The Ionic Conduction Properties in Scandium Doped Calcium Zirconate High Temperature Proton Conducting Solid Electrolyte

Abstract

To gain a more thorough understanding of the conductive mechanism of Sc-doped CaZrO₃ electrolyte, solid electrolyte specimens of CaZr_{1 − x}Sc_xO_{3 − δ} (with x values of 0.06, 0.12, 0.18, and 0.24, hereinafter referred to as CZS) were meticulously prepared using a high-temperature solid-state method. The phase structure of the electrolyte was thoroughly analyzed using X-ray diffraction (XRD). The electrical conductivity of the CZS electrolyte was rigorously tested within a temperature range of 573 to 1473 K, both in oxygen-rich and hydrogen-rich atmospheres, employing the two-terminal AC impedance spectroscopy method.

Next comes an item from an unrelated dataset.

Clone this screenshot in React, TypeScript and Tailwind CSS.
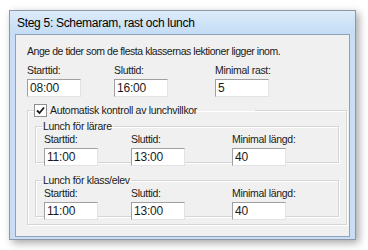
const font = { fontFamily: '"Liberation Sans", Arial, sans-serif' };

function Field({ label, value }: { label: string; value: string }) {
  return (
    <div className="flex flex-col">
      <span className="h-[14px] leading-[14px]">{label}</span>
      <div className="mt-[2px] h-[18px] w-[54px] border border-t-[#a0a0a0] border-l-[#a0a0a0] border-r-[#e3e3e3] border-b-[#e3e3e3] bg-white pl-[2px] text-[12px] leading-[16px] tracking-[-0.2px]">
        {value}
      </div>
    </div>
  );
}

function Row({ values }: { values: [string, string][] }) {
  const widths = ["w-[87px]", "w-[101px]", ""];
  return (
    <div className="flex">
      {values.map(([label, value], i) => (
        <div key={label} className={widths[i]}>
          <Field label={label} value={value} />
        </div>
      ))}
    </div>
  );
}

function LunchGroup({ title }: { title: string }) {
  return (
    <fieldset className="h-[43px] border border-[#d5d5d5] pl-[8px] shadow-[inset_1px_1px_0_#fff,1px_1px_0_#fff]">
      <legend className="ml-[-2px] px-[1px] leading-[12px]">{title}</legend>
      <Row
        values={[
          ["Starttid:", "11:00"],
          ["Sluttid:", "13:00"],
          ["Minimal längd:", "40"],
        ]}
      />
    </fieldset>
  );
}

export default function App() {
  return (
    <div className="h-[250px] w-[368px] overflow-hidden bg-white pl-[9px] pt-[10px] text-[10.5px] tracking-[-0.3px] text-[#1a1a1a]" style={font}>
      <div className="flex h-[230px] w-[347px] flex-col border border-[#8c98a6] bg-[#c9def5] shadow-[3px_3px_8px_rgba(0,0,0,0.35)]">
        <div className="flex h-[23px] items-center bg-gradient-to-b from-[#dcebfa] to-[#c4dcf4] pl-[7px] text-[12px] tracking-[-0.3px] text-black">
          Steg 5: Schemaram, rast och lunch
        </div>
        <div className="mx-[5px] mb-[2px] flex flex-1 flex-col border border-[#8ea3b9] bg-[#f0f0f0] pl-[11px] pr-[2px]">
          <div className="mt-[9px] h-[14px] leading-[14px] tracking-[-0.45px]">
            Ange de tider som de flesta klassernas lektioner ligger inom.
          </div>
          <div className="mt-[5px]">
            <Row
              values={[
                ["Starttid:", "08:00"],
                ["Sluttid:", "16:00"],
                ["Minimal rast:", "5"],
              ]}
            />
          </div>
          <fieldset className="mt-[6px] h-[122px] border border-[#d5d5d5] px-[7px] shadow-[inset_1px_1px_0_#fff,1px_1px_0_#fff]">
            <legend className="ml-[-1px] flex w-[221px] items-center gap-[3px] leading-[14px]">
              <span className="flex h-[13px] w-[13px] items-center justify-center border border-[#8f8f8f] bg-white">
                <svg width="9" height="9" viewBox="0 0 9 9">
                  <path d="M1 4.5 L3.5 7 L8 1.5" fill="none" stroke="#1a1a1a" strokeWidth="1.8" />
                </svg>
              </span>
              Automatisk kontroll av lunchvillkor
            </legend>
            <div className="mt-[3px] flex flex-col gap-[11px]">
              <LunchGroup title="Lunch för lärare" />
              <LunchGroup title="Lunch för klass/elev" />
            </div>
          </fieldset>
        </div>
      </div>
    </div>
  );
}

Additionally, the H/D isotope effect of the electrolyte at various temperatures in both H₂ and D₂ atmospheres was meticulously examined through AC impedance spectroscopy. The electromotive force (EMF) of the electrolyte was precisely measured by a high-impedance ohmmeter at temperatures ranging from 573 to 1273 K. Furthermore, based on crystal defect chemistry theory, estimates were made for the partial conductivities of the conducting species, the active doping concentration of Sc, and the standard Gibbs free energy changes associated with the production of interstitial protons through the dissolution of water and hydrogen within the CZS electrolyte. The results clearly indicated that protons serve as the primary charge carrier in both oxygen-rich and hydrogen-rich atmospheres at temperatures below 1073 K. However, as temperatures rise above 1073 K, the situation changes: in hydrogen-rich atmospheres, oxygen ion vacancies emerge as the dominant charge carrier, whereas in oxygen-rich atmospheres, electron holes take precedence. Notably, CZY stands out as a promising candidate for a proton-conducting electrolyte material, suitable for high-temperature hydrogen sensors.